Work instructions:
Single out each line with the word "that" and copy it.

───── Records for the exercise ─────

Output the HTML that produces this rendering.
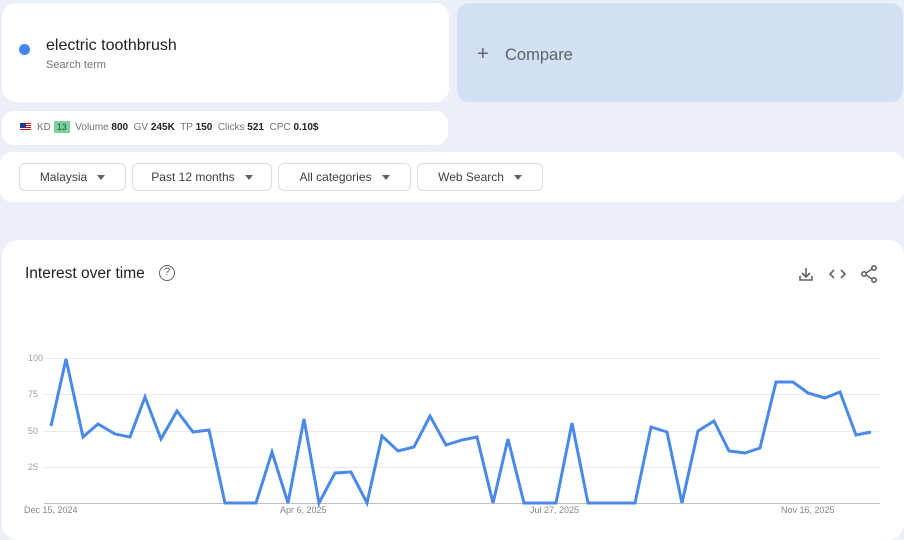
<!DOCTYPE html>
<html><head><meta charset="utf-8"><style>
*{margin:0;padding:0;box-sizing:border-box}
body{width:904px;height:526px;overflow:hidden;background:#ebf0f8;font-family:"Liberation Sans",sans-serif;position:relative}
.card{position:absolute;background:#fff;border-radius:14px}
.dd{position:absolute;top:163px;height:28px;border:1px solid #dadce0;border-radius:6px;font-size:12px;color:#3c4043;display:flex;align-items:center;justify-content:center;gap:10px;background:#fff}
.dd i{width:0;height:0;border-left:4px solid transparent;border-right:4px solid transparent;border-top:5px solid #5f6368}
.m{color:#70757a}.b{font-weight:bold;color:#202124}
.yl{position:absolute;left:28px;font-size:9px;color:#9aa0a6}
.xl{position:absolute;top:505px;font-size:9px;color:#80868b}
</style></head><body>
<div class="card" style="left:2px;top:3px;width:447px;height:99px;">
 <div style="position:absolute;left:17px;top:41px;width:11px;height:11px;border-radius:50%;background:#4285f4"></div>
 <div style="position:absolute;left:44px;top:34px;font-size:16px;color:#202124">electric toothbrush</div>
 <div style="position:absolute;left:44px;top:56px;font-size:11px;color:#70757a">Search term</div>
</div>
<div style="position:absolute;left:457px;top:3px;width:446px;height:99px;background:#d3e0f3;border-radius:12px">
 <div style="position:absolute;left:20px;top:40px;font-size:20px;color:#5f6368;font-weight:300">+</div>
 <div style="position:absolute;left:48px;top:43px;font-size:16.5px;color:#5f6368">Compare</div>
</div>
<div class="card" style="left:2px;top:111px;width:446px;height:34px;border-radius:12px;font-size:10px;">
 <div style="position:absolute;left:18px;top:12px;width:11px;height:8px;background:linear-gradient(#c00 0 12%,#fff 12% 25%,#c00 25% 37%,#fff 37% 50%,#c00 50% 62%,#fff 62% 75%,#c00 75% 87%,#fff 87%)"><div style="width:6px;height:5px;background:#1a3c8f"></div></div>
 <div style="position:absolute;left:35px;top:11px;white-space:nowrap"><span class="m">KD</span> <span style="background:#7fd0a0;color:#1a5a3a;padding:1px 3px;font-size:9px">13</span>&nbsp; <span class="m">Volume</span> <span class="b">800</span>&nbsp; <span class="m">GV</span> <span class="b">245K</span>&nbsp; <span class="m">TP</span> <span class="b">150</span>&nbsp; <span class="m">Clicks</span> <span class="b">521</span>&nbsp; <span class="m">CPC</span> <span class="b">0.10$</span></div>
</div>
<div class="card" style="left:0;top:152px;width:904px;height:50px;border-radius:12px"></div>
<div class="dd" style="left:19px;width:107px">Malaysia<i></i></div>
<div class="dd" style="left:132px;width:140px">Past 12 months<i></i></div>
<div class="dd" style="left:278px;width:133px">All categories<i></i></div>
<div class="dd" style="left:417px;width:126px">Web Search<i></i></div>
<div class="card" style="left:2px;top:240px;width:902px;height:300px;border-radius:16px"></div>
<div style="position:absolute;left:25px;top:265px;font-size:15.5px;color:#202124">Interest over time</div>
<div style="position:absolute;left:159px;top:265px;width:16px;height:16px;border:1.5px solid #5f6368;border-radius:50%;font-size:11px;color:#5f6368;text-align:center;line-height:13px">?</div>
<svg style="position:absolute;left:0;top:0" width="904" height="526">
 <g stroke="#5f6368" stroke-width="1.6" fill="none">
  <path d="M806 268v9M802 273l4 4 4-4M800 276v4h12v-4"/>
  <path d="M834 270l-4 4 4 4M841 270l4 4-4 4"/>
  <circle cx="874" cy="268" r="2.2"/><circle cx="864" cy="274" r="2.2"/><circle cx="874" cy="280" r="2.2"/>
  <path d="M866 273l6-4M866 275l6 4"/>
 </g>
 <g stroke="#e8eaed" stroke-width="1">
  <path d="M44 358.5H880M44 394.5H880M44 431.5H880M44 467.5H880"/>
 </g>
 <path d="M44 503.5H880" stroke="#bdc1c6"/>
 <polyline fill="none" stroke="#4a89e8" stroke-width="3" stroke-linejoin="miter" points="51,426 66,359 83,437 98,424 115,434 130,437 145,397 161,439 177,411 193,432 209,430 225,503 241,503 256,503 272,452 288,503 304,419 319,503 335,473 351,472 367,503 382,436 398,451 414,447 430,416 446,445 462,440 477,437 493,503 508,439 524,503 540,503 556,503 572,423 588,503 603,503 619,503 635,503 651,427 667,432 682,503 698,431 714,421 729,451 745,453 760,448 776,382 793,382 808,393 825,398 840,392 856,435 871,432"/>
</svg>
<div class="yl" style="top:353px">100</div>
<div class="yl" style="top:389px">75</div>
<div class="yl" style="top:426px">50</div>
<div class="yl" style="top:462px">25</div>
<div class="xl" style="left:24px">Dec 15, 2024</div>
<div class="xl" style="left:280px">Apr 6, 2025</div>
<div class="xl" style="left:530px">Jul 27, 2025</div>
<div class="xl" style="left:781px">Nov 16, 2025</div>
</body></html>
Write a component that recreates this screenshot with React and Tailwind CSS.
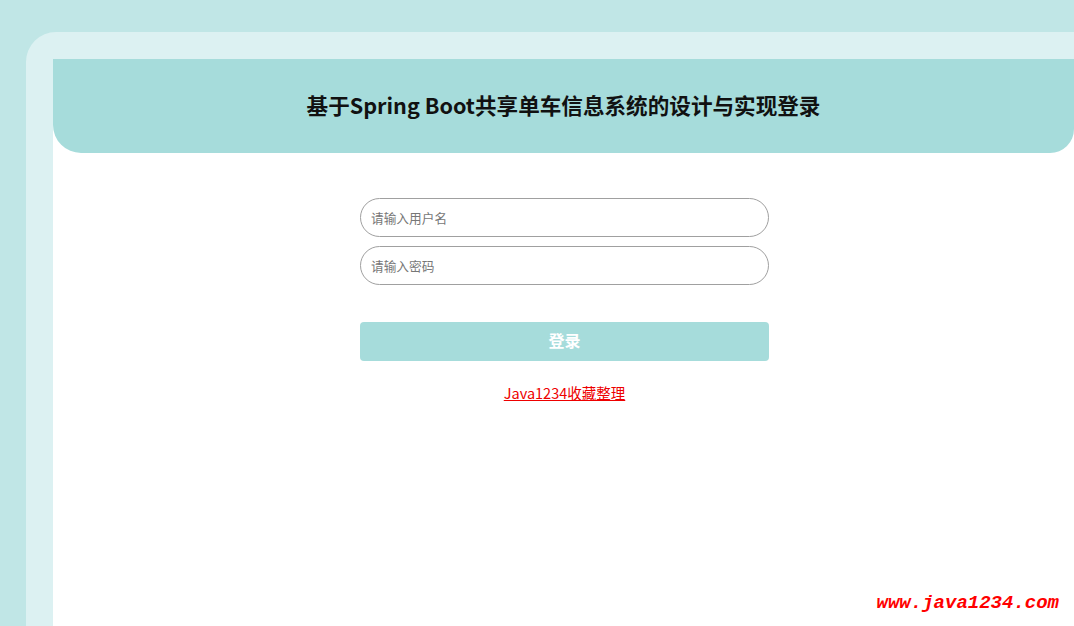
const App = () => {
    return (
        <div className="relative h-screen w-full overflow-hidden bg-[#c0e6e6] pl-[26px] pt-[32px] font-['Noto_Sans_CJK_SC','Noto_Sans',sans-serif]">
            <div className="h-full rounded-tl-[30px] bg-[#dcf1f2] pl-[27px] pt-[27px]">
                <div className="h-full bg-white">
                    <div className="flex h-[94px] items-center justify-center rounded-bl-[28px] rounded-br-[24px] bg-[#a6dcdb] pb-[2px]">
                        <h1 className="text-[21.6px] font-bold text-[#111]">基于Spring Boot共享单车信息系统的设计与实现登录</h1>
                    </div>
                    <form className="mx-auto mt-[45px] flex w-[409px] translate-x-[1px] flex-col">
                        <input
                            type="text"
                            placeholder="请输入用户名"
                            className="h-[39px] rounded-full border border-[#a0a0a0] px-[10px] text-[12.7px] text-[#333] outline-none placeholder:text-[#777]"
                        />
                        <input
                            type="password"
                            placeholder="请输入密码"
                            className="mt-[9px] h-[39px] rounded-full border border-[#a0a0a0] px-[10px] text-[12.7px] text-[#333] outline-none placeholder:text-[#777]"
                        />
                        <button type="button" className="mt-[37px] h-[39px] rounded-[4px] bg-[#a6dcdb] pb-[3px] text-[16px] font-bold text-white">
                            登录
                        </button>
                        <div className="mt-[19px] text-center">
                            <a href="#" className="text-[14.5px] text-[#e00] underline">Java1234收藏整理</a>
                        </div>
                    </form>
                </div>
            </div>
            <div className="absolute bottom-[13px] right-[15px] font-['Liberation_Mono',monospace] text-[19px] font-bold italic leading-none text-[#f00]">
                www.java1234.com
            </div>
        </div>
    )
}

export default App
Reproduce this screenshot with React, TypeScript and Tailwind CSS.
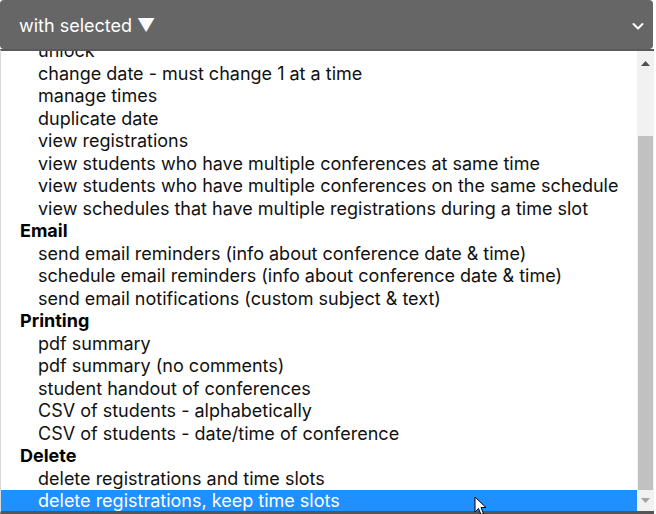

─────

Task answer:
Output the HTML that produces this rendering.
Write a component that recreates this screenshot with React and Tailwind CSS.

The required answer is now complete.